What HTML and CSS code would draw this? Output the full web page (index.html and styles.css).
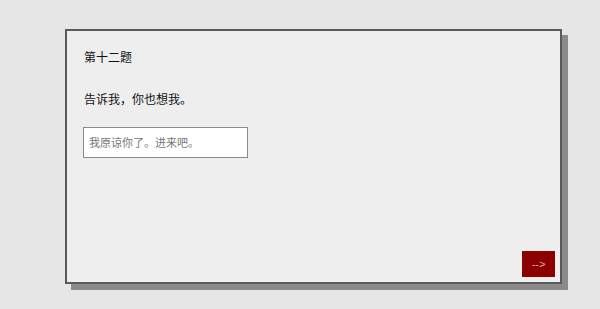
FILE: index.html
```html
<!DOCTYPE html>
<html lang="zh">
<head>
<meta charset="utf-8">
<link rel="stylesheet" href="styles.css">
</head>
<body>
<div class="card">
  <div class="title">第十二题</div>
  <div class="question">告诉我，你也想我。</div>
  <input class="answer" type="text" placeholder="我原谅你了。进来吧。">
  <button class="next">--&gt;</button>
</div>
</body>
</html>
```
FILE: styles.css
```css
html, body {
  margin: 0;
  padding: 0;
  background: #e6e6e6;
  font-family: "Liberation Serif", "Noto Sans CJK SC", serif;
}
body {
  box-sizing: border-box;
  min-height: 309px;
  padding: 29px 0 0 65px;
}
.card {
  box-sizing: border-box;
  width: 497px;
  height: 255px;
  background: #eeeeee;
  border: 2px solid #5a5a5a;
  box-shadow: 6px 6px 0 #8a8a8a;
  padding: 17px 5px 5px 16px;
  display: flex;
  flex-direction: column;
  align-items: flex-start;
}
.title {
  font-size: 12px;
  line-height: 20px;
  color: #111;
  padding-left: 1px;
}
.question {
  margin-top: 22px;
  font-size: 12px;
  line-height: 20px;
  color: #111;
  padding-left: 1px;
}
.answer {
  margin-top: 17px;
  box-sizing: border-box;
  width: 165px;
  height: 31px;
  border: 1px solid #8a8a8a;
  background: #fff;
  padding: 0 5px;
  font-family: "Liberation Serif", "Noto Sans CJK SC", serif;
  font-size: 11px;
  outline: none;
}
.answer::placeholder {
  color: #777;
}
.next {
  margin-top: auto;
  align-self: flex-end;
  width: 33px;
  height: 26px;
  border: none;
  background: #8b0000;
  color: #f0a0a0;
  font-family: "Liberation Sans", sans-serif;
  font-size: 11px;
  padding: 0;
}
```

☆ ☆ ☆ ☆ ☆ ☆ ☆

● EXERCISE OBJECTIVE:
Without the pictures, retype the whole of the material above exactly.

● SOLUTION TO THE EXERCISE:
What HTML and CSS code would draw this? Output the full web page (index.html and styles.css).
FILE: index.html
```html
<!DOCTYPE html>
<html lang="zh">
<head>
<meta charset="utf-8">
<link rel="stylesheet" href="styles.css">
</head>
<body>
<div class="card">
  <div class="title">第十二题</div>
  <div class="question">告诉我，你也想我。</div>
  <input class="answer" type="text" placeholder="我原谅你了。进来吧。">
  <button class="next">--&gt;</button>
</div>
</body>
</html>
```
FILE: styles.css
```css
html, body {
  margin: 0;
  padding: 0;
  background: #e6e6e6;
  font-family: "Liberation Serif", "Noto Sans CJK SC", serif;
}
body {
  box-sizing: border-box;
  min-height: 309px;
  padding: 29px 0 0 65px;
}
.card {
  box-sizing: border-box;
  width: 497px;
  height: 255px;
  background: #eeeeee;
  border: 2px solid #5a5a5a;
  box-shadow: 6px 6px 0 #8a8a8a;
  padding: 17px 5px 5px 16px;
  display: flex;
  flex-direction: column;
  align-items: flex-start;
}
.title {
  font-size: 12px;
  line-height: 20px;
  color: #111;
  padding-left: 1px;
}
.question {
  margin-top: 22px;
  font-size: 12px;
  line-height: 20px;
  color: #111;
  padding-left: 1px;
}
.answer {
  margin-top: 17px;
  box-sizing: border-box;
  width: 165px;
  height: 31px;
  border: 1px solid #8a8a8a;
  background: #fff;
  padding: 0 5px;
  font-family: "Liberation Serif", "Noto Sans CJK SC", serif;
  font-size: 11px;
  outline: none;
}
.answer::placeholder {
  color: #777;
}
.next {
  margin-top: auto;
  align-self: flex-end;
  width: 33px;
  height: 26px;
  border: none;
  background: #8b0000;
  color: #f0a0a0;
  font-family: "Liberation Sans", sans-serif;
  font-size: 11px;
  padding: 0;
}
```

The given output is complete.